Baking at Altitude in Addis Ababa

Baking in Addis Ababa

On arriving at an Addis Ababa party with offerings of home baked food, you’ll generally be asked one of two things (most likely you’ll be asked both): “How did you find baking at altitude” and “where did you find all of the ingredients”?

In line with these questions, there are a couple of well-known facts in Addis – both altitude and ingredients play havoc with baking. You can’t do a lot about either, other than to persevere or to just stop trying and buy from a bakery that has solved the challenges for you (see below)!

For the fans of persevering, here’s the science behind baking altitude…

From 1,000+ metres, the low air pressure means your bake will rise more easily, and lose any moisture it has far more quickly (as water boils at a lower temperature at high altitude – who knew?!). As if this wasn’t enough, air in your bake can collect into large pockets resulting in a funny texture, or reach such a high pressure that cell walls stretch and burst, making a crater like cake. Really, it’s a minefield!

By amending your baking times, or ingredient quantities, you can overcome all of these issues, it just needs a little (read a lot) of trial and error.

Then comes your second challenge – ingredients. I continue to maintain that you can get pretty much everything you need in Addis Ababa; depending on what it is, it just might take a bit of hunting (that time you saw marshmallows and Lindt Chocolate on sale… it’ll be another four months before they’re imported again) and quality varies (so much so, that on trips home, you hear of expats returning with butter, chocolate chips, cheese and sugar… all of the usual customs suspects!).

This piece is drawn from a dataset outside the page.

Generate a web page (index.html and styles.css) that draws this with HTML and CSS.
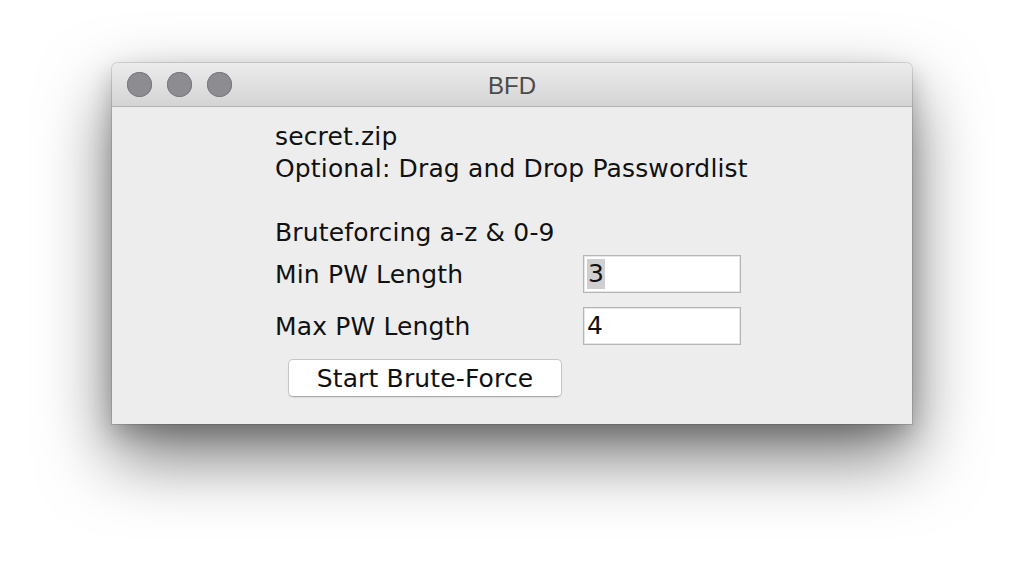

Why do people do this? Well, in Ethiopia butter doesn’t taste of much, eggs are miniature (literally laid for The Borrower family) and sugar particles are so big, you’re first ever cake baking attempt will come complete with crystals caverns in it.

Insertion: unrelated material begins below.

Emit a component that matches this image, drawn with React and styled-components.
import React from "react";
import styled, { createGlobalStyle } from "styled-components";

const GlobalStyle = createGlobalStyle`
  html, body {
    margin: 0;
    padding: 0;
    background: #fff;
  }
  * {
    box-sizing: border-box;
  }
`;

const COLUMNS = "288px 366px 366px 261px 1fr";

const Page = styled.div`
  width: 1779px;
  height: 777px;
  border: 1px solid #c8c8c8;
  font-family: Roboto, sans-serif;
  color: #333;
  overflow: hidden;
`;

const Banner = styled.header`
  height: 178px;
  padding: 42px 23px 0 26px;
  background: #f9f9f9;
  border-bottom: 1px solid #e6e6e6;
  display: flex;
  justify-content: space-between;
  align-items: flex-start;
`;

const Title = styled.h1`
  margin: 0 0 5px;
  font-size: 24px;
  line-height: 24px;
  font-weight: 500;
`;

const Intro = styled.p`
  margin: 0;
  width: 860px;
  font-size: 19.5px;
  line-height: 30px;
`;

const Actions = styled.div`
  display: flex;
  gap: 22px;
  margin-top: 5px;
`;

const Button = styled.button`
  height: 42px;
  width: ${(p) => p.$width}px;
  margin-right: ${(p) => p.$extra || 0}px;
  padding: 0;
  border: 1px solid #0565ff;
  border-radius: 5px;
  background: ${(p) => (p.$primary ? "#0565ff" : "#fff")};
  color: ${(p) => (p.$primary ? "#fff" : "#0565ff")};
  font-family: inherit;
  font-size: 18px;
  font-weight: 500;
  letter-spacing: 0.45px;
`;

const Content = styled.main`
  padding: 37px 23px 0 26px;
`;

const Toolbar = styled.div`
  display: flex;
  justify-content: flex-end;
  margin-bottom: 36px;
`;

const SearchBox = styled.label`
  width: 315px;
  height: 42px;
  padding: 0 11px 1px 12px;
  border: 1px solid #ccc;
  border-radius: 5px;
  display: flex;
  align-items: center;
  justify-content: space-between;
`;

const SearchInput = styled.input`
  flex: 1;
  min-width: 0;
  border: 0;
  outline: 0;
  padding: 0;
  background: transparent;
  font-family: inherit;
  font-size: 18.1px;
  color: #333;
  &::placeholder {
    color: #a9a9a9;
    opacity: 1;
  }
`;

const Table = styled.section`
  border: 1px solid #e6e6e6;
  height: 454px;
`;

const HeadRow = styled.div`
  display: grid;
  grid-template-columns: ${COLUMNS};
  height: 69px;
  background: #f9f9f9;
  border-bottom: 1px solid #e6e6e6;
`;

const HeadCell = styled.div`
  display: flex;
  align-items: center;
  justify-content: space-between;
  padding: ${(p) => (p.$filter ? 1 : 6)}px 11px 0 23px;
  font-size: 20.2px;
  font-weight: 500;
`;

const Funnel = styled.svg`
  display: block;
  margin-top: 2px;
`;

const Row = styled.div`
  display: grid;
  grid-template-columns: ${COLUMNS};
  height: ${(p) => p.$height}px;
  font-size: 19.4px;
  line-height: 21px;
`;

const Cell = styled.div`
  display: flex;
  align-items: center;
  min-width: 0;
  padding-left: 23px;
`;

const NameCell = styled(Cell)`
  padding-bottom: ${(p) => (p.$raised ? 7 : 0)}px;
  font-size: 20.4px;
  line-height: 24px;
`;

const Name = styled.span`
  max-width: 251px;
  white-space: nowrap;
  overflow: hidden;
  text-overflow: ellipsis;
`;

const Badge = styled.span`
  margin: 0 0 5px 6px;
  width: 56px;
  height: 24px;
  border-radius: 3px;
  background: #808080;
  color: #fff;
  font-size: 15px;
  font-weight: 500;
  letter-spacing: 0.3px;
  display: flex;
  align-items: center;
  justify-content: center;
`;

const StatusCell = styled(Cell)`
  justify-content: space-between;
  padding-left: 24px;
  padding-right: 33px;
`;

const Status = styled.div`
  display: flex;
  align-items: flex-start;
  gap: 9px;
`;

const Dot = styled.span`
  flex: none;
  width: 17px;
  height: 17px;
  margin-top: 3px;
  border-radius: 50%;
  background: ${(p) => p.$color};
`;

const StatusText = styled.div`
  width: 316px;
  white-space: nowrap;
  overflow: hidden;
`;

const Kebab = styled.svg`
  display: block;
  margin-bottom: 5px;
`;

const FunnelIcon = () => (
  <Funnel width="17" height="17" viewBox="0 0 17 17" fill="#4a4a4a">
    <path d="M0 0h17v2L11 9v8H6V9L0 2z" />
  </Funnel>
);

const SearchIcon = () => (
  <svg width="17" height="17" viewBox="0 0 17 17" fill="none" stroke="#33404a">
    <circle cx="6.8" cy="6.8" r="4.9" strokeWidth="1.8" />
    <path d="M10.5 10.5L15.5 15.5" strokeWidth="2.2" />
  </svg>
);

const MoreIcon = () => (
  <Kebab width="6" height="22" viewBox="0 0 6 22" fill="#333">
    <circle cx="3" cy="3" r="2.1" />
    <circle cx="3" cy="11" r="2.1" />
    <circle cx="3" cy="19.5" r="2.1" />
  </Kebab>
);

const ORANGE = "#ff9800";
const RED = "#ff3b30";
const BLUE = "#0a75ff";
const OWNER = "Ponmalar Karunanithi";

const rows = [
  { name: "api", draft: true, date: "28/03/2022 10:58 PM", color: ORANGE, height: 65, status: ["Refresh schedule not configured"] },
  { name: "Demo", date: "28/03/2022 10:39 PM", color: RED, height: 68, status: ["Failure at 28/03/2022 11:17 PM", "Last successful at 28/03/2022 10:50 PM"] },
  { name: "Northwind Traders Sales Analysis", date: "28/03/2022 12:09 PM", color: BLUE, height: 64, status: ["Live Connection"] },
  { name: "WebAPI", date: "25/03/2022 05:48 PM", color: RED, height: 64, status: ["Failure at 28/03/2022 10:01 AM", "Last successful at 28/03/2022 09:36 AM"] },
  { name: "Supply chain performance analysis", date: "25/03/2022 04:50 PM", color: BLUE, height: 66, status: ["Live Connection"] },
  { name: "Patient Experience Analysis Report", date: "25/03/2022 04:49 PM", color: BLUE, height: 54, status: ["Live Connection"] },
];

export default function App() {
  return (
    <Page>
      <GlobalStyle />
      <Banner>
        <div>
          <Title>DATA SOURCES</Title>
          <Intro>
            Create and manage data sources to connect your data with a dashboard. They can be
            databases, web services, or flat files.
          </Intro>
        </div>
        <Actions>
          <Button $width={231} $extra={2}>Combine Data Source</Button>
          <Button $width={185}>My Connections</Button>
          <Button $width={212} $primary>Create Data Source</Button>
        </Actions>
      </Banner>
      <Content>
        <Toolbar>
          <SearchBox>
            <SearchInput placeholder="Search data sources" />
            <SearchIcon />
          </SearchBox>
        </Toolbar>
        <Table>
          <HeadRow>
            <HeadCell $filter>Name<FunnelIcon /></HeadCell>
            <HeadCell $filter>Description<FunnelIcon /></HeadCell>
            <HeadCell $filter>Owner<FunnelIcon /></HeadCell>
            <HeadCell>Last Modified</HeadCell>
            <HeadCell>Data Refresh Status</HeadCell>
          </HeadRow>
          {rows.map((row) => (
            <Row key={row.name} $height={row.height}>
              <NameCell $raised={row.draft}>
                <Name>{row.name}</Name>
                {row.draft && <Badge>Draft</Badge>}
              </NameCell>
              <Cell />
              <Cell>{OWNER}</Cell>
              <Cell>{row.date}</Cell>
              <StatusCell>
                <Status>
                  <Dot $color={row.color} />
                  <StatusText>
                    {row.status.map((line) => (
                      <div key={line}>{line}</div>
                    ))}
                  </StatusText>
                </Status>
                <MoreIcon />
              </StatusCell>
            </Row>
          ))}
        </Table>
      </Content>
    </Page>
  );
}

As an eternal optimist however, these challenges are fun to overcome (including power cuts mid-bake), and if you choose to be in the perseverance camp, you’ll likely also feel incredibly proud of yourself if you manage to take an offering to any party that is edible and looks vaguely like anything you’re pretending it is!

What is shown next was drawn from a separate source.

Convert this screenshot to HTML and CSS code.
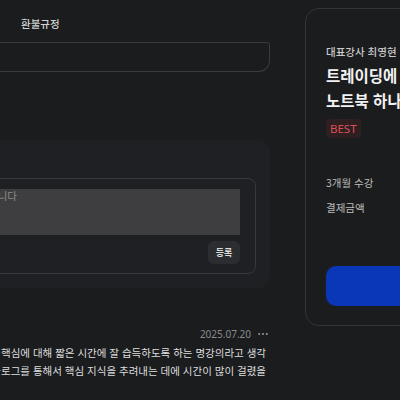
FILE: index.html
```html
<!DOCTYPE html>
<html lang="ko">
<head>
<meta charset="utf-8">
<link rel="stylesheet" href="styles.css">
</head>
<body>
<div class="page">
  <div class="main">
    <div class="tabs">
      <span class="tab">환불규정</span>
    </div>
    <div class="refund-box"></div>
    <div class="panel">
      <div class="comment-box">
        <div class="textarea">수강 후기를 남겨주시면 큰 힘이 됩니다</div>
        <div class="actions"><button class="submit">등록</button></div>
      </div>
    </div>
    <div class="review">
      <div class="meta">
        <span class="date">2025.07.20</span>
        <svg class="more" width="10" height="4" viewBox="0 0 10 4" aria-label="더보기">
          <circle cx="1.2" cy="2" r="1" fill="#9a9a9a"/>
          <circle cx="5" cy="2" r="1" fill="#9a9a9a"/>
          <circle cx="8.8" cy="2" r="1" fill="#9a9a9a"/>
        </svg>
      </div>
      <div class="body">
        <span class="line">트레이딩의 핵심에 대해 짧은 시간에 잘 습득하도록 하는 명강의라고 생각</span>
        <span class="line">합니다. 유튜브나 블로그를 통해서 핵심 지식을 추려내는 데에 시간이 많이 걸렸을</span>
      </div>
    </div>
  </div>
  <aside class="card">
    <div class="teacher">대표강사 최영현</div>
    <div class="title">트레이딩에 필요한 모든 것<br>노트북 하나로 시작하는 투자</div>
    <span class="badge">BEST</span>
    <div class="period">3개월 수강</div>
    <div class="price-label">결제금액</div>
    <button class="buy">수강신청</button>
  </aside>
</div>
</body>
</html>
```

FILE: styles.css
```css
html, body {
  margin: 0;
  padding: 0;
  background: #1b1c1e;
  overflow: hidden;
  width: 400px;
  height: 400px;
}
body {
  font-family: "Noto Sans CJK KR", "Noto Sans", sans-serif;
  color: #e6e6e6;
}
.page {
  display: flex;
  align-items: flex-start;
  gap: 35px;
  margin-left: -330px;
}
.main {
  width: 600px;
  flex: none;
}
.tabs {
  height: 42px;
  box-sizing: border-box;
  padding-top: 16px;
  padding-left: 351px;
  display: flex;
}
.tab {
  font-size: 10.5px;
  line-height: 16px;
  font-weight: 500;
  color: #d2d2d2;
}
.refund-box {
  height: 28px;
  border: 1px solid #3a3b3e;
  border-left: none;
  border-radius: 0 3px 11px 0;
}
.panel {
  margin-top: 68px;
  height: 148px;
  box-sizing: border-box;
  background: #1f2023;
  border-radius: 0 12px 12px 0;
  padding: 38px 14px 0 0;
}
.comment-box {
  height: 96px;
  box-sizing: border-box;
  border: 1px solid #37383b;
  border-radius: 8px;
  padding: 10px 15px 0 0;
}
.textarea {
  height: 46px;
  box-sizing: border-box;
  background: #3e3e40;
  color: #8a8a8a;
  font-size: 10.5px;
  line-height: 14px;
  padding: 0 223px 0 0;
  text-align: right;
  white-space: nowrap;
  overflow: hidden;
}
.actions {
  display: flex;
  justify-content: flex-end;
  margin-top: 6px;
}
.submit {
  width: 32px;
  height: 23px;
  border: none;
  border-radius: 6px;
  background: #2b2d30;
  color: #dcdcdc;
  font-family: inherit;
  font-size: 9px;
  font-weight: 700;
  padding: 0;
}
.review {
  margin-top: 38px;
}
.meta {
  display: flex;
  justify-content: flex-end;
  align-items: center;
  gap: 7px;
  padding-right: 2px;
  height: 16px;
}
.date {
  font-size: 10px;
  color: #8a8a8a;
  line-height: 16px;
  font-family: "Noto Sans", sans-serif;
}
.more {
  display: block;
}
.body {
  margin-top: 2px;
  padding-right: 4px;
  text-align: right;
}
.line {
  display: block;
  white-space: nowrap;
  font-size: 10.5px;
  line-height: 18px;
  color: #dedede;
}
.card {
  flex: none;
  width: 300px;
  margin-top: 8px;
  height: 318px;
  box-sizing: border-box;
  border: 1px solid #323437;
  border-radius: 14px;
  padding: 35px 0 0 20px;
  display: flex;
  flex-direction: column;
  align-items: flex-start;
}
.teacher {
  font-size: 10.5px;
  line-height: 16px;
  color: #c9c9c9;
  font-weight: 500;
}
.title {
  margin-top: 3px;
  font-size: 15.5px;
  line-height: 25px;
  font-weight: 700;
  color: #f2f2f2;
  white-space: nowrap;
}
.badge {
  margin-top: 6px;
  height: 19px;
  line-height: 19px;
  padding: 0 4px;
  font-size: 11.5px;
  color: #dc5057;
  background: #2e1f21;
  border-radius: 4px;
  font-family: "Noto Sans", sans-serif;
}
.period {
  margin-top: 37px;
  font-size: 10.5px;
  line-height: 16px;
  color: #bcbcbc;
}
.price-label {
  margin-top: 9px;
  font-size: 10.5px;
  line-height: 16px;
  color: #bcbcbc;
}
.buy {
  margin-top: 50px;
  width: 260px;
  height: 40px;
  border: none;
  border-radius: 10px;
  background: #0a37b8;
  color: #fff;
  font-family: inherit;
  font-size: 13px;
  font-weight: 700;
}
```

Whilst not really proper ‘bakes’ (I’m an optimist, not a real Addis baker!) these few recipes have been tried and tested, and you can often get hold all of the ingredients…

Chewy Sultana Cookies from Deliciously Ella

Instant Chocolate Mousse from Nigella Lawson

Katie’s Cheese Straws, courtesy of the Gill family: Rub 42 grams butter into 85 grams plain flour so that it looks like breadcrumbs and then add 55 grams grated cheese, salt and plenty of pepper. Mix in ½ an egg yolk (one yolk if you’re using mini Habesha eggs) and 1 tablespoon of water to bring the mix together into a ball. Add more water as necessary. Chill for 30 minutes, and then roll out, cut into strips and twist. Cook at 180 C for between 20-30 minutes. You can add chilli flakes if you like, and play around with different cheeses…half feta half Gouda works well.

For the less optimistic reader…you’ll find wonderful cakes and bread at Mulmul Bakery, Five Loaves Cafe, Munch German Bakery and for a real treat, the Sheraton Bakery.